Douugh Ltd (ASX: DOU) is a fintech company that collects consumer banking data which then results in tailored ongoing financial coaching, mentoring and guidance to the user. The company recently completed its $18 million inital public offering (IPO) at 3 cents per share and more than doubled on its ASX debut on Tuesday. It currently operates in the US with intentions to launch into Australia and international markets. As an exciting fintech play that aims to disrupt the traditional global banking system, could the Douugh share price emerge as an ASX tech share unicorn to buy?
How is it different from a bank or neobank?
Douugh is different to existing Australian neobanks such as Xinja, Up Bank, Volt and 86 400 as it is not a licenced bank. It has however secured two banking partners, one in the US (Choice Bank) and one in Australia (Regional Australia Bank), enabling it to accept deposits and issue a bank account guaranteed under the Australian Government's Financial Claims Scheme. This business model means that it is not forced into operating a traditional balance sheet model which typically relies on price competition through deposit and lending products.

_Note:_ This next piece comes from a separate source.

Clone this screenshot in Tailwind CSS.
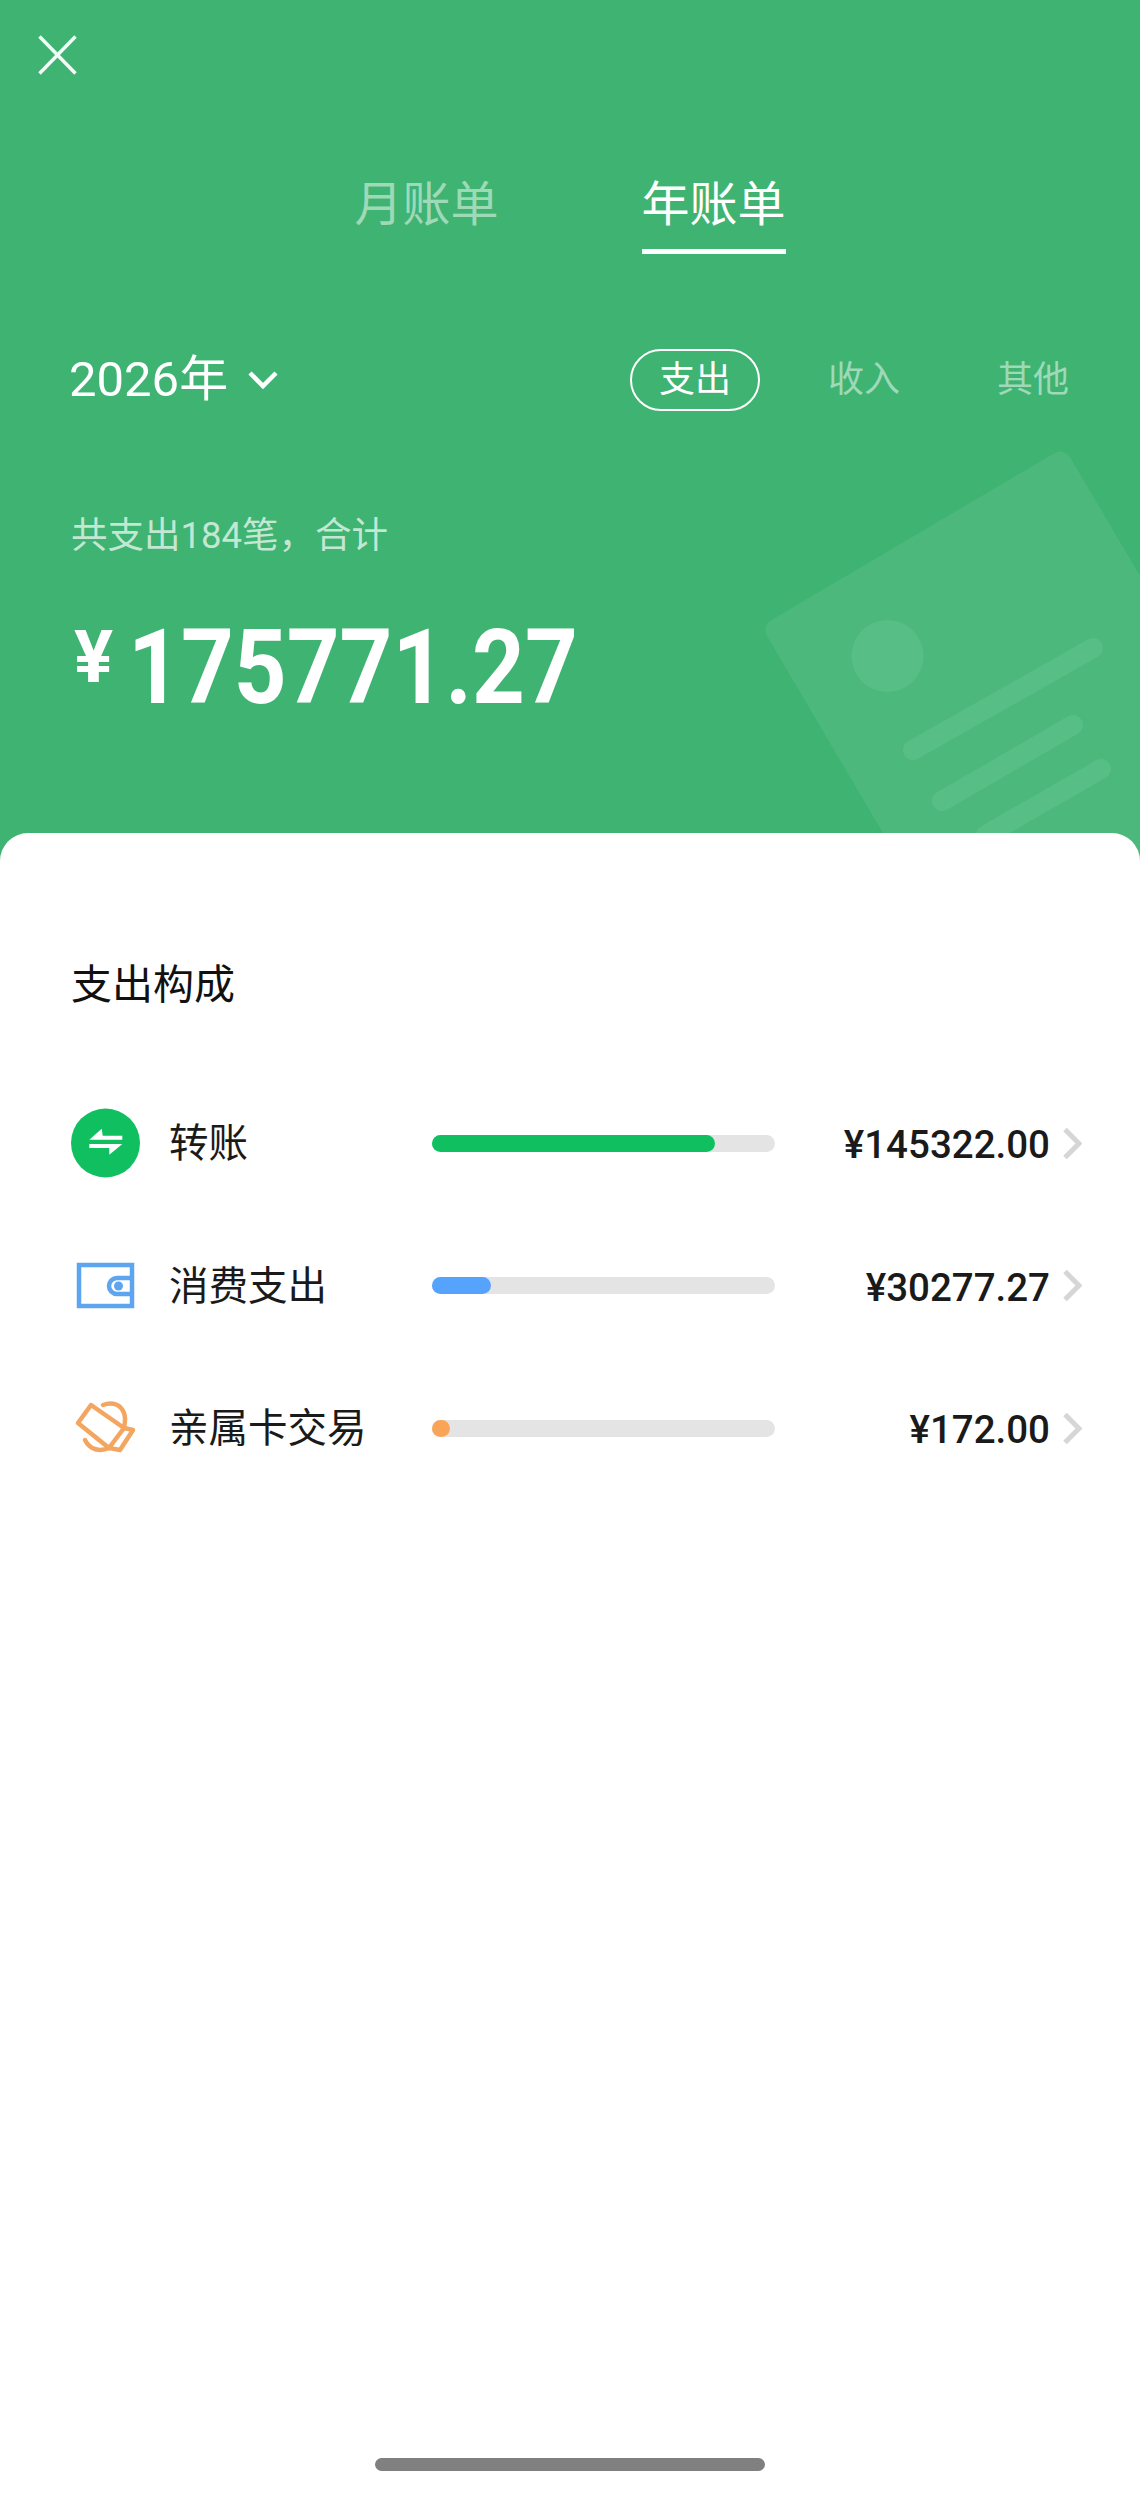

Instead, Douugh operates as a software and services business, charging end consumers fixed and variable fees.
Furthermore, Douugh has also signed a long-term, strategic innovation and marketing partnership agreement with Mastercard, initially starting in the US and Australia to assist with growth. This agreement allows Douugh to issue a Douugh-branded Mastercard debit card via its bank partner, provides significant marketing support to each country and early access to new technology licencing and collaboration opportunities.
How will the company make money?
Douugh is currently executing the first phase of its growth strategy, offering a smart bank account and debit card offering that is powered by AI driven insights and money management features under a subscription model. Its customers can connect existing bank accounts and credit cards to get a single view of their balances. It aims to expand on its product features by converting to a paid subscription offering that will incorporate the following:
- Wealth management
- Cashback rewards
- Credit score monitoring
- International remittance
- Access to product marketplaces
In the long term, the company aims to transition into SME banking and offer integrations to key accounting platforms such has Xero, Quickbooks and MYOB. It also intends to expand into other key international markets such as Europe, Asia and South America.
Is the Douugh share price a buy?
The company is in its infancy and will likely require additional capital in the future to expand into international markets, grow its product suite and acquire market share. I do however, admit that it has a refreshing approach to traditional banking with a roadmap for additional features in investing, open banking and tapping into the SME market. There are significant risks in investing in such a small company, but Douugh could be onto something.